His folks sent him to live with his aunt and cousins in Gary, Ind., which was just as blighted. Jobs were so scarce that an opening at McDonald's would draw a line of applicants two blocks long.

"So then I began to sell crack, which was sad because I became the very thing I hated, out of necessity," he recalled.

At about 20, he moved with his aunt and cousins to live in Minneapolis. They wound up on the south side. The man next door worked for the St. Vincent de Paul thrift store, three blocks away, and needed help moving donated furniture. Bugg agreed to help and eventually became a cashier. One day Darryl Bach, then president of the St. Vincent de Paul-Twin Cities Volunteer Council Board, changed Bugg's future.

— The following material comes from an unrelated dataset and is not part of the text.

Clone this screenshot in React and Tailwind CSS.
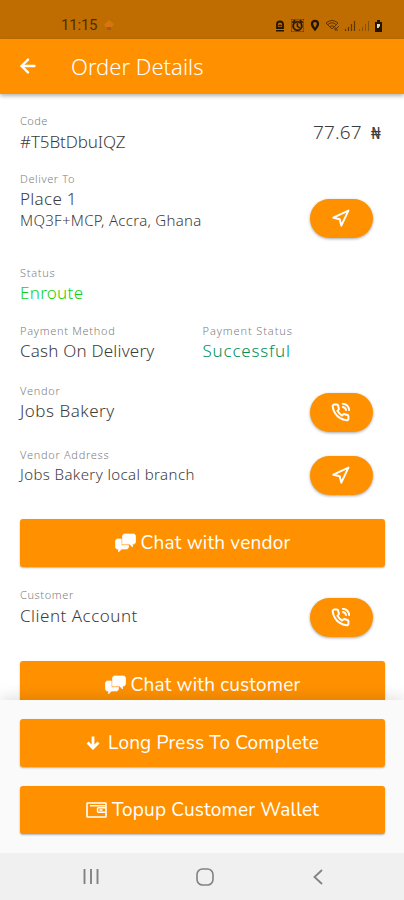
import React from "react";
import { FiArrowLeft, FiNavigation, FiPhoneCall } from "react-icons/fi";
import { MdAlarm } from "react-icons/md";

const ChatIcon = () => (
  <svg
    width="21"
    height="20"
    viewBox="0 0 20 20"
    fill="currentColor"
    stroke="currentColor"
    strokeWidth="0.7"
    strokeLinejoin="round"
  >
    <path d="M5.8 12.2V6H2C.9 6 0 6.9 0 8v6c0 1.1.9 2 2 2h1v3l3-3h5c1.1 0 2-.9 2-2v-1.82a.943.943 0 0 1-.2.021h-7V12.2zM18 1H9c-1.1 0-2 .9-2 2v8h7l3 3v-3h1c1.1 0 2-.899 2-2V3c0-1.1-.9-2-2-2z" />
  </svg>
);

const DownIcon = () => (
  <svg width="14" height="14" viewBox="0 0 14 14" fill="none" stroke="currentColor" strokeWidth="2.8">
    <path d="M7 .5v11M1.5 6.5L7 12l5.5-5.5" />
  </svg>
);

const WalletIcon = () => (
  <svg width="21" height="16" viewBox="0 0 21 16" fill="none" stroke="currentColor" strokeWidth="1.6">
    <rect x="1" y="1" width="19" height="14" rx="0.5" />
    <path d="M4 3.8h16M20 5.7h-7.5a1 1 0 0 0-1 1v2.600a1 1 0 0 0 1 1H20" strokeWidth="1.4" />
    <path d="M13.5 8h3" />
  </svg>
);

const StatusIcons = () => (
  <div className="flex items-center text-[#241500]">
    <svg width="10" height="12" viewBox="0 0 10 12" fill="none" stroke="currentColor">
      <path d="M2 8V4.5a3 3 0 0 1 6 0V8z" strokeWidth="1.8" />
      <path d="M3.5 5.5h3M1 10.7h8" strokeWidth="1.5" />
    </svg>
    <MdAlarm className="ml-1.5 size-[13px]" stroke="currentColor" strokeWidth="1.2" />
    <svg className="ml-[6px]" width="10" height="13" viewBox="0 0 10 13">
      <path
        d="M5 1.8a3 3 0 0 1 3 3C8 7 5 10.5 5 10.5S2 7 2 4.8a3 3 0 0 1 3-3z"
        fill="none"
        stroke="currentColor"
        strokeWidth="2.3"
      />
    </svg>
    <svg className="ml-[5px]" width="16" height="13" viewBox="0 0 16 13" fill="none" stroke="#5e3500">
      <path d="M1 4Q7 -1 13 4L7 10ZM3 5.5Q7 2 11 5.5M5 7.5Q7 6 9 7.5" />
      <path d="M10 11l4-4M10 8v3h3" />
    </svg>
    <svg className="ml-[3px]" width="12" height="12" viewBox="0 0 12 12" stroke="#5e3500">
      <path d="M1.5 9v2M4.5 7v4M7.5 4v7M10.5 1v10" strokeWidth="1.2" />
    </svg>
    <svg className="ml-0.5" width="12" height="12" viewBox="0 0 12 12" stroke="#84500a">
      <path d="M1.5 9v2M4.5 7v4M7.5 4v7M10.5 1v10" strokeWidth="1" />
    </svg>
    <svg className="ml-1" width="9" height="12" viewBox="0 0 9 12">
      <path d="M3 0h3v2h2v10H1V2h2z" fill="currentColor" />
      <path d="M3 4h3v2L4.5 8H3z" fill="#e8d9c0" />
    </svg>
  </div>
);

const Field = ({ label, labelClass = "tracking-[0.7px]", children }) => (
  <div>
    <p className={`h-4 text-[11px] leading-4 text-[#808080] ${labelClass}`}>
      {label}
    </p>
    {children}
  </div>
);

const RoundButton = ({ icon: Icon, className }) => (
  <button
    className={`mr-3 flex h-[39px] w-[63px] items-center justify-center rounded-full bg-[#ff9100] pr-[3px] text-white shadow-[0_1px_3px_rgba(0,0,0,0.35)] ${className}`}
  >
    <Icon className="size-[19px]" strokeWidth={2.5} />
  </button>
);

const WideButton = ({ icon, children, className = "" }) => (
  <button
    className={`flex h-12 w-full shrink-0 items-center justify-center rounded-[3px] bg-[#ff9100] font-[Nunito,'Noto_Sans',sans-serif] text-[19px] font-normal tracking-[0.17px] text-white shadow-[0_1px_2px_rgba(0,0,0,0.3)] ${className}`}
  >
    {icon}
    {children}
  </button>
);

const App = () => {
  return (
    <div className="flex h-[900px] w-[404px] flex-col overflow-hidden bg-white font-['Noto_Sans',sans-serif] font-light text-[#3c3c3c]">
      <div className="flex h-[39px] shrink-0 items-end justify-between bg-[#bf6d00] pr-[21px] pb-[7px] pl-[61px]">
        <div className="flex items-center gap-[7px] font-[Roboto,sans-serif] text-[15px] leading-[14px] font-normal tracking-[-0.2px] text-[#4f2d00]">
          11:15
          <svg width="10" height="11" viewBox="0 0 10 11">
            <path d="M0 5L5 0l5 4-2 3H2z" fill="#d8750b" />
            <path d="M3 7h4v3H3z" fill="#a85728" />
          </svg>
        </div>
        <StatusIcons />
      </div>

      <header className="z-10 flex h-[55px] shrink-0 items-center bg-[#ff9100] pb-px pl-[17px] text-white shadow-[0_2px_4px_rgba(0,0,0,0.3)]">
        <FiArrowLeft className="size-[22px]" strokeWidth={2.6} />
        <h1 className="ml-8 text-[22px]">Order Details</h1>
      </header>

      <main className="min-h-0 flex-1 overflow-hidden px-5 pt-[19px] pr-[19px]">
        <div className="flex h-[58px] justify-between">
          <Field label="Code" labelClass="tracking-[0.4px]">
            <p className="text-[17px] leading-[25px] tracking-[-0.1px]">#T5BtDbuIQZ</p>
          </Field>
          <p className="mt-[7px] pr-1 text-[19px] leading-6 tracking-[0.2px]">
            77.67 <span className="ml-1 text-[17px] font-normal">₦</span>
          </p>
        </div>

        <div className="flex h-[94px] justify-between">
          <Field label="Deliver To" labelClass="tracking-[0.6px]">
            <p className="text-[17px] leading-6 tracking-[0.3px]">Place 1</p>
            <p className="text-[15px] leading-[19px] tracking-[0.3px]">
              MQ3F+MCP, Accra, Ghana
            </p>
          </Field>
          <RoundButton icon={FiNavigation} className="mt-7" />
        </div>

        <div className="h-[58px]">
          <Field label="Status">
            <p className="text-[17px] leading-6 tracking-[0.3px] text-[#0fd00f]">
              Enroute
            </p>
          </Field>
        </div>

        <div className="grid h-[60px] grid-cols-2">
          <Field label="Payment Method">
            <p className="text-[17px] leading-6 tracking-[0.2px]">
              Cash On Delivery
            </p>
          </Field>
          <Field label="Payment Status" labelClass="tracking-[0.9px]">
            <p className="text-[17px] leading-6 tracking-[0.8px] text-[#008f5c]">
              Successful
            </p>
          </Field>
        </div>

        <div className="flex h-16 justify-between">
          <Field label="Vendor">
            <p className="text-[17px] leading-6 tracking-[0.5px]">Jobs Bakery</p>
          </Field>
          <RoundButton icon={FiPhoneCall} className="mt-2.5" />
        </div>

        <div className="flex h-[72px] justify-between">
          <Field label="Vendor Address">
            <p className="text-[15px] leading-[22px] tracking-[0.4px]">
              Jobs Bakery local branch
            </p>
          </Field>
          <RoundButton icon={FiNavigation} className="mt-[9px]" />
        </div>

        <WideButton icon={<ChatIcon />}>
          <span className="ml-[5px]">Chat with vendor</span>
        </WideButton>

        <div className="mt-5 flex h-[74px] justify-between">
          <Field label="Customer" labelClass="tracking-[0.6px]">
            <p className="text-[17px] leading-[25px] tracking-[0.5px]">
              Client Account
            </p>
          </Field>
          <RoundButton icon={FiPhoneCall} className="mt-[11px]" />
        </div>

        <WideButton icon={<ChatIcon />}>
          <span className="ml-[5px]">Chat with customer</span>
        </WideButton>
      </main>

      <footer className="z-10 h-[153px] shrink-0 bg-[#fafafa] pt-[19px] pr-[19px] pl-5 shadow-[0_-3px_14px_rgba(0,0,0,0.12)]">
        <WideButton icon={<DownIcon />}>
          <span className="ml-2">Long Press To Complete</span>
        </WideButton>
        <WideButton icon={<WalletIcon />} className="mt-[19px]">
          <span className="ml-[5px]">Topup Customer Wallet</span>
        </WideButton>
      </footer>

      <nav className="z-10 flex h-[47px] shrink-0 items-center justify-between bg-[#f0f0f0] pr-[78px] pl-[83px] text-[#828282]">
        <svg width="16" height="16" viewBox="0 0 16 16" stroke="currentColor" strokeWidth="1.9">
          <path d="M1.5 0v15M8 0v15M14.5 0v15" />
        </svg>
        <svg width="18" height="18" viewBox="0 0 18 18" fill="none" stroke="currentColor" strokeWidth="1.6">
          <rect x="1" y="1" width="16" height="16" rx="5.5" />
        </svg>
        <svg width="16" height="16" viewBox="0 0 16 16" fill="none" stroke="currentColor" strokeWidth="1.8">
          <path d="M12 1L4.5 8l7.5 7" />
        </svg>
      </nav>
    </div>
  );
};

export default App;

"This old white man came up and told me I needed to do something with my life," Bugg said. "I was shocked, but it got my attention. … I saw a man who cared enough to say something."

Bugg earned his GED; keep going, Bach said. Bugg earned a bachelor's degree in business management from Metropolitan State University. St. Vincent de Paul covered much his tuition.

Now, after 23 years at the store, he'll be next in line for the top job at the Twin Cities society, Executive Director Ed Koerner said. "I sleep so much easier at night, knowing that if I dropped dead tomorrow the ball's going to be picked up and he'll probably carry it farther than I could."

Koerner recalled the time Bugg told his life story to an audience of about 300 mostly older white people, at a St. Vincent de Paul regional meeting and "at the end there wasn't a dry eye in the room." Bugg had the same effect when he talked to a group of Richfield high school students, Koerner said. "I walked out of the gymnasium and you could hear kids crying."

He treats every store customer with respect, Koerner said. "In a normal day in our world down there it gets pretty crazy. Heroin addicts, homeless people who are intoxicated." Bugg gives them clothes if they need them and has been known to help them put on free shoes and socks. "It's always about the need of the person and the dignity of the person."

At the store on Thursday, Bugg found a man on the sidewalk outside shooting up what appeared to be heroin. Bugg stopped and talked to the man. He told him it wasn't safe to do that in public or to shoot up alone. Another person should be there in case someone overdoses.

"I don't agree with it, but I know the reality of people that are hurting — drugs camouflage that hurt," Bugg said.

So although he was dismayed when he found the store in shambles, he also understood how people would feel after witnessing an act Bugg compared to "somebody being lynched," why they'd be enraged when the officers weren't immediately charged.

After years of feeling their voices weren't being heard, he said, "people were mad and wanted to communicate their frustrations."

So now he's trying to address immediate needs. With some grocery stores trashed, the thrift store has given out hundreds of boxes of food every day. He is heartened to see the diversity of those gathering to pick it up.

"I see the silver lining in this — people coming together, white, black, Chinese, Hmong," Bugg said. "I wish it was like this all the time."